Lord Anson Battles Cape Horn

May/June 2002

Along with Nelson, Cook, Drake, Scott, Shackelton, et al., Lord Anson, nee George, was one of those heroic British seamen who was indefatigable in the face of duress. It was said of Anson, who would eventually become the first Lord of the Admiralty, that “he was an unassuming man, slow to decide but quick to excite.”

Anson rose through the ranks of the British Navy rapidly, becoming master at the age of 26. He made a name for himself as an effective pirate hunter (and a successful gambler) off the Carolinas and was awarded the command of the frigate Centurion in 1737. In 1739, Great Britain went to war with Spain, and Anson was given orders to undertake a South Seas expedition via Cape Horn. Anson and his fleet, including the vessels Gloucester, Severn, Pearl, Wager and Tyrol, were commanded to “annoy the Spaniards,” in other words, to capture prizes and destroy Spanish shipping in the Pacific. And, while they were at it, they should try to capture any wealthy Spanish treasure galleons that might be departing Manila.
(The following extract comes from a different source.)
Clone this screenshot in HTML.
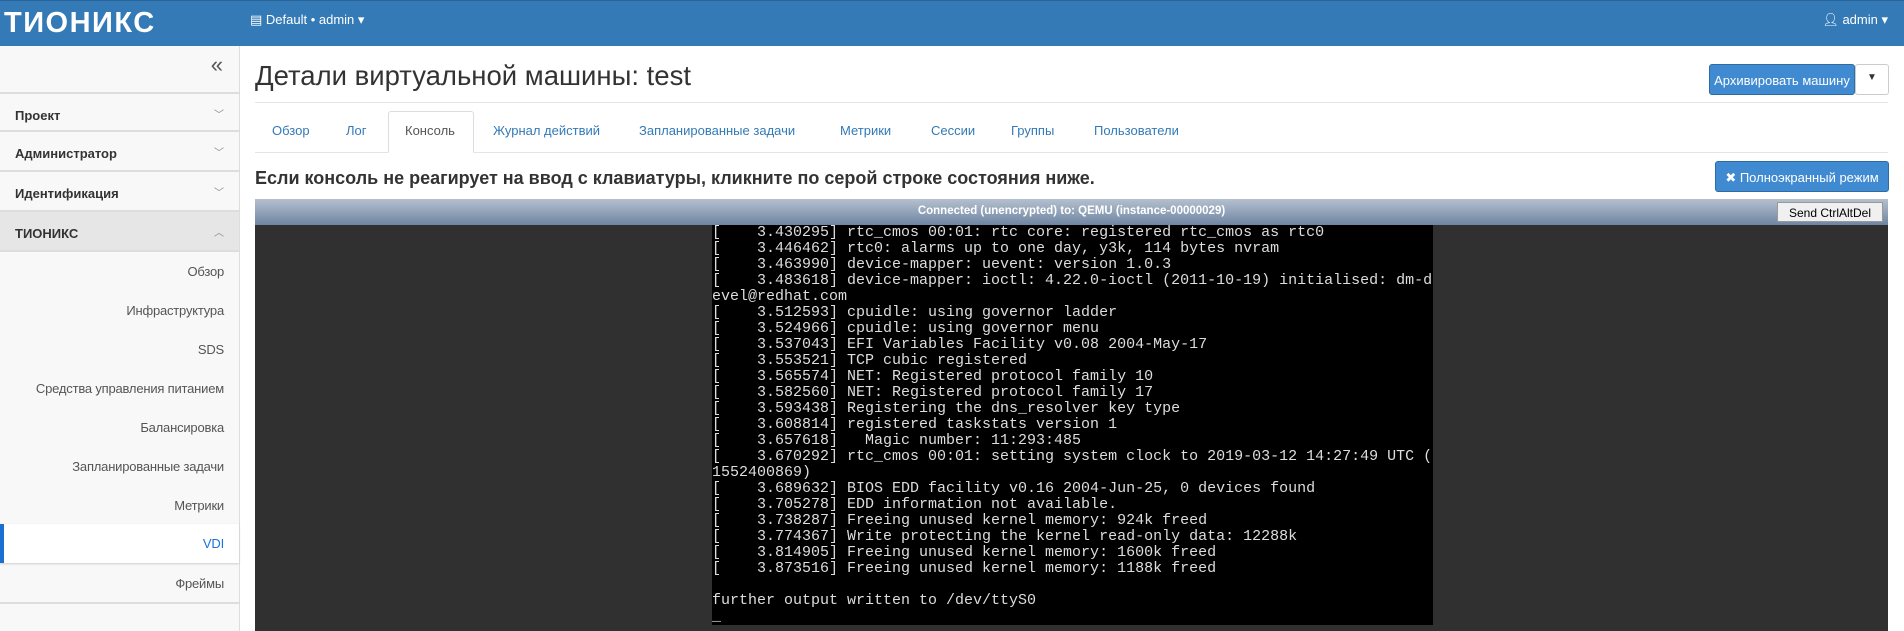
<!DOCTYPE html>
<html><head><meta charset="utf-8"><style>
*{box-sizing:border-box;margin:0;padding:0}
body{width:1904px;height:631px;overflow:hidden;background:#fff;font-family:"Liberation Sans","DejaVu Sans",sans-serif;position:relative}
.hdr{position:absolute;left:0;top:0;width:1904px;height:46px;background:#337ab7;border-top:1px solid #2a6496}
.logo{position:absolute;left:4px;top:6px;color:#fff;font-weight:bold;font-size:29px;letter-spacing:1.5px}
.proj{position:absolute;left:250px;top:11px;color:#fff;font-size:13px}
.user{position:absolute;right:16px;top:11px;color:#fff;font-size:13px}
.side{position:absolute;left:0;top:46px;width:240px;height:585px;background:#f8f8f8;border-right:1px solid #ddd}
.col{position:absolute;right:16px;top:6px;font-size:22px;color:#555}
.it{position:absolute;left:0;width:239px;height:40px;border-bottom:2px solid #ddd;font-size:13px;font-weight:bold;color:#333;padding:14px 0 0 15px}
.it .ch{position:absolute;right:15px;top:12px;font-size:10px;color:#888;font-weight:normal}
.sub{position:absolute;left:0;width:239px;height:39px;font-size:13px;color:#555;text-align:right;padding:12px 15px 0 0;letter-spacing:-0.2px}
h1{position:absolute;left:255px;top:60px;font-size:27.5px;font-weight:normal;color:#333}
.hr{position:absolute;left:255px;width:1633px;height:1px;background:#e5e5e5}
.btn{position:absolute;background:#3f8ad0;color:#fff;font-size:13px;border:1px solid #2e6da4;border-radius:3px}
.tab{position:absolute;top:123px;font-size:13px;color:#337ab7}
.warn{position:absolute;left:255px;top:168px;font-size:18px;font-weight:bold;color:#333}
.bar{position:absolute;left:255px;top:199px;width:1633px;height:26px;background:linear-gradient(#b4c0ce,#6f85a3);color:#fff;font-size:11.5px;font-weight:bold;text-align:center;padding-top:6px}
.cad{position:absolute;left:1777px;top:202px;width:106px;height:20px;background:#f0f0f0;border:1px solid #999;font-size:12px;color:#000;text-align:center;padding-top:3px}
.con{position:absolute;left:255px;top:225px;width:1633px;height:406px;background:#303030}
.term{position:absolute;left:712px;top:225px;width:721px;height:400px;background:#000;color:#ddd;font-family:"Liberation Mono",monospace;font-size:15px;line-height:16px;white-space:pre;overflow:hidden}
</style></head><body>
<div class="hdr"><div class="logo">ТИОНИКС</div><div class="proj">&#9636; Default • admin ▾</div><div class="user">&#128100;︎ admin ▾</div></div>
<div class="side">
<div class="col">«</div>
<div class="it" style="top:46px;border-top:2px solid #ddd">Проект<span class="ch">﹀</span></div>
<div class="it" style="top:86px">Администратор<span class="ch">﹀</span></div>
<div class="it" style="top:126px">Идентификация<span class="ch">﹀</span></div>
<div class="it" style="top:166px;background:#e6e6e6">ТИОНИКС<span class="ch">︿</span></div>
<div class="sub" style="top:206px">Обзор</div>
<div class="sub" style="top:245px">Инфраструктура</div>
<div class="sub" style="top:284px">SDS</div>
<div class="sub" style="top:323px">Средства управления питанием</div>
<div class="sub" style="top:362px">Балансировка</div>
<div class="sub" style="top:401px">Запланированные задачи</div>
<div class="sub" style="top:440px">Метрики</div>
<div class="sub" style="top:478px;background:#fff;color:#1a73d9;border-left:4px solid #1a6fd1;box-shadow:0 1px 2px #ccc">VDI</div>
<div class="sub" style="top:518px;border-bottom:2px solid #ddd;height:40px">Фреймы</div>
</div>
<h1>Детали виртуальной машины: test</h1>
<div class="btn" style="left:1709px;top:64px;width:146px;height:31px;padding-top:8px;text-align:center">Архивировать машину</div>
<div class="btn" style="left:1855px;top:64px;width:34px;height:31px;background:#fff;border-color:#ccc;color:#333;text-align:center;padding-top:7px;font-size:10px">▼</div>
<div class="hr" style="top:102px"></div>
<div style="position:absolute;left:388px;top:111px;width:86px;height:42px;border:1px solid #ddd;border-bottom:1px solid #fff;background:#fff;border-radius:3px 3px 0 0"></div>
<div class="hr" style="top:152px;width:133px"></div><div class="hr" style="top:152px;left:474px;width:1414px"></div>
<div class="tab" style="left:272px">Обзор</div>
<div class="tab" style="left:346px">Лог</div>
<div class="tab" style="left:405px;color:#555">Консоль</div>
<div class="tab" style="left:493px">Журнал действий</div>
<div class="tab" style="left:639px">Запланированные задачи</div>
<div class="tab" style="left:840px">Метрики</div>
<div class="tab" style="left:931px">Сессии</div>
<div class="tab" style="left:1011px">Группы</div>
<div class="tab" style="left:1094px">Пользователи</div>
<div class="warn">Если консоль не реагирует на ввод с клавиатуры, кликните по серой строке состояния ниже.</div>
<div class="btn" style="left:1715px;top:161px;width:174px;height:31px;padding-top:8px;text-align:center">✖ Полноэкранный режим</div>
<div class="bar">Connected (unencrypted) to: QEMU (instance-00000029)</div>
<div class="cad">Send CtrlAltDel</div>
<div class="con"></div>
<div class="term">[    3.430295] rtc_cmos 00:01: rtc core: registered rtc_cmos as rtc0
[    3.446462] rtc0: alarms up to one day, y3k, 114 bytes nvram
[    3.463990] device-mapper: uevent: version 1.0.3
[    3.483618] device-mapper: ioctl: 4.22.0-ioctl (2011-10-19) initialised: dm-d
evel@redhat.com
[    3.512593] cpuidle: using governor ladder
[    3.524966] cpuidle: using governor menu
[    3.537043] EFI Variables Facility v0.08 2004-May-17
[    3.553521] TCP cubic registered
[    3.565574] NET: Registered protocol family 10
[    3.582560] NET: Registered protocol family 17
[    3.593438] Registering the dns_resolver key type
[    3.608814] registered taskstats version 1
[    3.657618]   Magic number: 11:293:485
[    3.670292] rtc_cmos 00:01: setting system clock to 2019-03-12 14:27:49 UTC (
1552400869)
[    3.689632] BIOS EDD facility v0.16 2004-Jun-25, 0 devices found
[    3.705278] EDD information not available.
[    3.738287] Freeing unused kernel memory: 924k freed
[    3.774367] Write protecting the kernel read-only data: 12288k
[    3.814905] Freeing unused kernel memory: 1600k freed
[    3.873516] Freeing unused kernel memory: 1188k freed

further output written to /dev/ttyS0
_</div>
</body></html>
In command of more than 1,300 men, Anson’s fleet departed England in September and crossed the line on Nov. 28. From there, they headed to Cape Horn, where they had one of the worst passages ever recorded doubling the cape. Continual gales and huge seas buffeted the ships; sails tore, masts sprung, men were killed. Still, the fleet carried on. In one of the most memorable moments of improvisation, while in a great storm and unable to carry any sail, Anson ordered men into the ratlines “to act as a human wind vane to keep the ship’s head off the wind,” according to the 1969 book Anson’s Voyage, written and beautifully illustrated by L.A. Wilcox. It took more than two months for the fleet to round the Horn, and they suffered an extensive loss of life due to overwork, cold and finally scurvy. This is an excerpt from the record of that account: “And now as it were to add the finishing stroke to our misfortunes, our people began to be universally afflicted with the most terrible, obstinate, and at sea, incurable disease, the scurvy, which quickly made a most dreadful havoc among us, beginning at first to carry off two or three a day, but soon increasing and at last carrying off eight or ten €¦ I have sometimes seen four or five dead bodies sewn up in their hammocks, others not, washing about the decks, for want of help to bury them in the sea.”
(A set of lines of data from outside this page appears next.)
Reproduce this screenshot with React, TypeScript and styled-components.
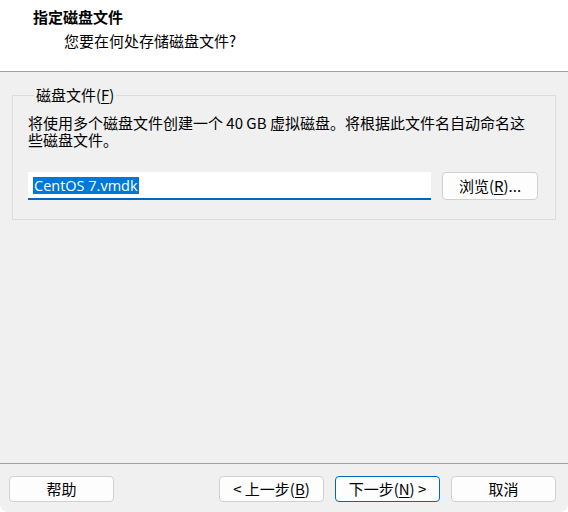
import styled, { createGlobalStyle } from "styled-components";

const GlobalStyle = createGlobalStyle`
  html, body {
    margin: 0;
    background: #ffffff;
  }

  body {
    font-family: "Noto Sans CJK SC", "Noto Sans", sans-serif;
    font-size: 15px;
    color: #000;
  }
`;

const Window = styled.div`
  display: flex;
  flex-direction: column;

  width: 568px;
  height: 512px;

  background: #f0f0f0;
  border-radius: 0 0 8px 8px;
  overflow: hidden;
`;

const Header = styled.header`
  height: 72px;

  padding: 7px 0 0 33px;
  box-sizing: border-box;

  background: #ffffff;
  border-bottom: 1px solid #a0a0a0;
`;

const Title = styled.h1`
  margin: 0;

  font-size: 15px;
  font-weight: 700;
  line-height: 20px;
`;

const Subtitle = styled.p`
  margin: 5px 0 0 31px;

  font-size: 15px;
  line-height: 18px;
`;

const Content = styled.main`
  flex: 1;

  padding: 14px 12px 0;
`;

const Group = styled.fieldset`
  margin: 0;
  padding: 10px 15px 19px;

  border: 1px solid #dcdcdc;
`;

const Legend = styled.legend`
  margin-left: 6px;
  padding: 0 2px;

  font-size: 15px;
  line-height: 18px;
`;

const Description = styled.p`
  width: 508px;
  margin: 0;

  line-height: 17px;
`;

const Row = styled.div`
  display: flex;
  align-items: flex-start;
  gap: 11px;

  margin-top: 24px;
`;

const Input = styled.div`
  display: flex;
  align-items: center;

  width: 403px;
  height: 28px;

  padding-left: 5px;
  box-sizing: border-box;

  background: #ffffff;
  border-bottom: 2px solid #0067c0;
`;

const Selected = styled.span`
  padding: 0 1px;

  background: #0078d7;
  color: #ffffff;

  font-family: "Open Sans", "Noto Sans", sans-serif;
  font-size: 14.5px;
  line-height: 17px;
`;

const Button = styled.button<{ $primary?: boolean; $width?: number; $height?: number }>`
  width: ${({ $width }) => $width ?? 105}px;
  height: ${({ $height }) => $height ?? 26}px;

  padding: 0;

  background: #fdfdfd;
  border: 1px solid ${({ $primary }) => ($primary ? "#0067c0" : "#d0d0d0")};
  border-radius: 4px;

  font-family: "Noto Sans CJK SC", "Noto Sans", sans-serif;
  font-size: 15px;
  line-height: 18px;
  color: #000;
`;

const Key = styled.u`
  text-underline-offset: 2px;
`;

const Footer = styled.footer`
  display: flex;
  gap: 11px;

  height: 49px;
  padding: 12px 12px 0 9px;
  box-sizing: border-box;

  border-top: 1px solid #a0a0a0;
`;

const Spacer = styled.div`
  flex: 1;
`;

export default function App() {
  return (
    <>
      <GlobalStyle />
      <Window>
        <Header>
          <Title>指定磁盘文件</Title>
          <Subtitle>您要在何处存储磁盘文件?</Subtitle>
        </Header>

        <Content>
          <Group>
            <Legend>
              磁盘文件(<Key>F</Key>)
            </Legend>
            <Description>
              将使用多个磁盘文件创建一个 40 GB 虚拟磁盘。将根据此文件名自动命名这些磁盘文件。
            </Description>
            <Row>
              <Input>
                <Selected>CentOS 7.vmdk</Selected>
              </Input>
              <Button $width={96} $height={28}>
                浏览(<Key>R</Key>)...
              </Button>
            </Row>
          </Group>
        </Content>

        <Footer>
          <Button>帮助</Button>
          <Spacer />
          <Button>
            &lt; 上一步(<Key>B</Key>)
          </Button>
          <Button $primary>
            下一步(<Key>N</Key>) &gt;
          </Button>
          <Button>取消</Button>
        </Footer>
      </Window>
    </>
  );
}
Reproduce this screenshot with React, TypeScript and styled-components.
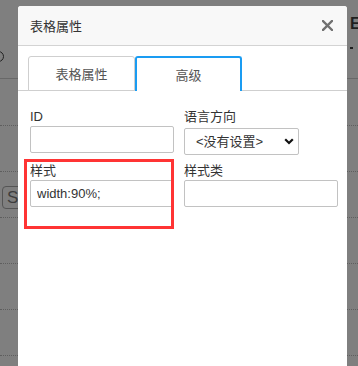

Amazingly, after four years Anson somehow managed to return to England to complete a circumnavigation, where he was greeted as a hero. After he became Lord of the Admiralty in 1751, his vision helped pave the way for the voyages of Capt. James Cook. By the time Anson returned to England, only 145 of the original company survived. Just four men had been killed from hostile action with the Spanish; the others died from hardship, malnutrition and disease. Yet when he returned, he led a procession of 32 wagons loaded with Spanish treasure though the streets of London.
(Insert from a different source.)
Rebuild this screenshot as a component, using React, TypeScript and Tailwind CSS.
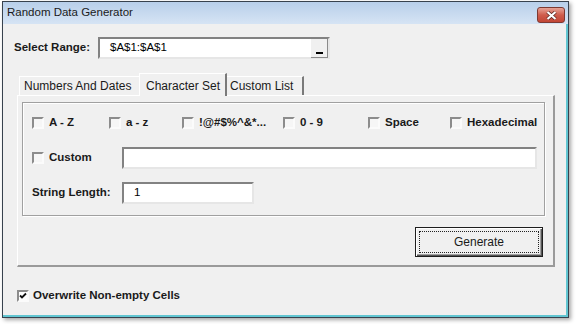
import React from 'react';

const font = "font-['Liberation_Sans',Arial,sans-serif]";

const Check: React.FC<{ checked?: boolean }> = ({ checked }) => (
  <span
    className={`flex h-[12px] w-[12px] shrink-0 items-center justify-center border-2 border-t-[#8c8c8c] border-l-[#8c8c8c] border-r-[#fbfbfb] border-b-[#fbfbfb] ${
      checked ? 'bg-white' : 'bg-[#f6f6f6]'
    }`}
  >
    {checked && (
      <svg width="8" height="8" viewBox="0 0 8 8">
        <path d="M1 3.5 L3 5.5 L7 1.5" stroke="#111" strokeWidth="1.8" fill="none" />
      </svg>
    )}
  </span>
);

const Option: React.FC<{ label: string; w?: string; checked?: boolean }> = ({ label, w = '', checked }) => (
  <div className={`flex items-center gap-[5px] ${w}`}>
    <Check checked={checked} />
    <span className="text-[11.5px] font-bold text-[#1a1a1a]">{label}</span>
  </div>
);

const Field: React.FC<{ w: string; value?: string; children?: React.ReactNode }> = ({ w, value, children }) => (
  <div
    className={`flex h-[22px] items-center border-2 border-t-[#828282] border-l-[#828282] border-r-[#e6e6e6] border-b-[#e6e6e6] bg-white ${w}`}
  >
    <span className="flex-1 pl-[10px] text-[11.5px] text-black">{value}</span>
    {children}
  </div>
);

const App: React.FC = () => {
  return (
    <div className={`h-[324px] w-[576px] bg-white pl-[2px] pt-[1px] ${font}`}>
      <div className="flex h-[317px] w-[567px] flex-col border border-[#38424e] bg-[#f0f0f0] shadow-[2px_2px_4px_rgba(0,0,0,0.35)]">
        {/* title bar */}
        <div className="flex h-[22px] items-center justify-between bg-gradient-to-b from-[#b8cfea] to-[#d6e4f4] pl-[4px] pr-[3px]">
          <span className="text-[11.5px] text-[#1b1b1b]">Random Data Generator</span>
          <div className="mt-[4px] flex h-[16px] w-[28px] items-center justify-center rounded-[3px] border border-[#7d3a33] bg-gradient-to-b from-[#e6a397] via-[#cf5c4c] to-[#c24534]">
            <svg width="11" height="9" viewBox="0 0 11 9">
              <path d="M1.5 1 L9.5 8 M9.5 1 L1.5 8" stroke="#5a2620" strokeWidth="3.6" />
              <path d="M1.5 1 L9.5 8 M9.5 1 L1.5 8" stroke="#ffffff" strokeWidth="2.2" />
            </svg>
          </div>
        </div>

        {/* body */}
        <div className="flex flex-1 flex-col border-r-2 border-b-2 border-[#62c6d2] pt-[13px]">
          <div className="flex h-[22px] items-center pl-[11px]">
            <span className="w-[84px] text-[11.5px] font-bold text-[#1a1a1a]">Select Range:</span>
            <Field w="w-[232px]" value="$A$1:$A$1">
              <div className="flex h-[19px] w-[17px] items-end justify-center border-r border-b border-[#8a8a8a] bg-[#f0f0f0] pb-[3px]">
                <div className="h-[2px] w-[7px] bg-black" />
              </div>
            </Field>
          </div>

          {/* tabs */}
          <div className="ml-[14px] mt-[14px] flex h-[22px] items-end">
            <div className="ml-[2px] flex h-[19px] w-[120px] items-center border-t border-l border-white pl-[4px] text-[12px] text-[#1a1a1a]">
              Numbers And Dates
            </div>
            <div className="relative z-10 -mb-px flex h-[23px] w-[88px] items-start border-t border-l border-r-2 border-t-white border-l-white border-r-[#7a7a7a] bg-[#f0f0f0] pl-[6px] pt-[3px] text-[12px] text-[#1a1a1a]">
              Character Set
            </div>
            <div className="flex h-[19px] w-[77px] items-center border-t border-r-2 border-t-white border-r-[#7a7a7a] pl-[3px] text-[12px] text-[#1a1a1a]">
              Custom List
            </div>
          </div>

          {/* panel */}
          <div className="ml-[14px] flex h-[172px] w-[538px] flex-col border-t border-l border-t-white border-l-white border-r-2 border-b-2 border-r-[#9a9a9a] border-b-[#9a9a9a]">
            <div className="ml-[4px] mt-[6px] flex h-[114px] w-[523px] flex-col border border-[#a0a0a0] pl-[9px] pt-[9px] shadow-[inset_1px_1px_0_#ffffff,1px_1px_0_#ffffff]">
              <div className="flex h-[22px] items-center">
                <Option label="A - Z" w="w-[77px]" />
                <Option label="a - z" w="w-[73px]" />
                <Option label="!@#$%^&*..." w="w-[101px]" />
                <Option label="0 - 9" w="w-[85px]" />
                <Option label="Space" w="w-[82px]" />
                <Option label="Hexadecimal" />
              </div>
              <div className="mt-[13px] flex h-[22px] items-center">
                <Option label="Custom" w="w-[90px]" />
                <Field w="w-[415px]" />
              </div>
              <div className="mt-[13px] flex h-[22px] items-center">
                <span className="w-[90px] text-[11.5px] font-bold text-[#1a1a1a]">String Length:</span>
                <Field w="w-[132px]" value="1" />
              </div>
            </div>
            <div className="mt-[11px] flex justify-end pr-[10px]">
              <button className="flex h-[30px] w-[128px] border border-[#1e1e1e] bg-[#f0f0f0] p-[3px] shadow-[inset_1px_1px_0_#ffffff,inset_-1px_-1px_0_#555555,inset_-2px_-2px_0_#a0a0a0]">
                <div className="flex flex-1 items-center justify-center border border-dotted border-[#222] text-[12px] text-[#1a1a1a]">
                  Generate
                </div>
              </button>
            </div>
          </div>

          <div className="ml-[14px] mt-[22px] flex h-[14px] items-center gap-[4px]">
            <Check checked />
            <span className="text-[11.5px] font-bold text-[#1a1a1a]">Overwrite Non-empty Cells</span>
          </div>
        </div>
      </div>
    </div>
  );
};

export default App;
Let’s join Anson on Centurion in his battle with Cape Horn. The westerlies have shifted to the north and are blowing at 50 knots. Centurion is barely making headway, and the sky has been overcast for days. He thinks that he is at about 62° S, but his dead reckoning is questionable. Of course this is before the use of Harrison’s clock, so the only reliable shot that Anson can take is a meridian altitude. On the 15th of April – we will use the 2002 Almanac – the sky clears and Anson, with octant in hand, takes a lower limb shot of the sun. He really has no idea of the exact time, and as for his height of eye, he is about 25 feet off the rolling sea. He hopes this sun sight will give him a latitude line. Obviously, he wants to stay well off Cape Horn. His DR at the time is 63° S by 67° W.

Anson gets a lower limb sight with an Hs of 17° 30′. There is no index correction, and he approximates the time is around 1600 hours.

A: What is the Hc?

B: What is the latitude?

C: Plot the latitude and an EP for 1600.

After two days of no sun, Anson is once again able to take what he hopes is a noon sight. The Hs is 15° 52′. Time is still about 1600.

D: What is the Hc?

E: What is the latitude?

F: What is the EP?

G: How far has Centurion moved in two days?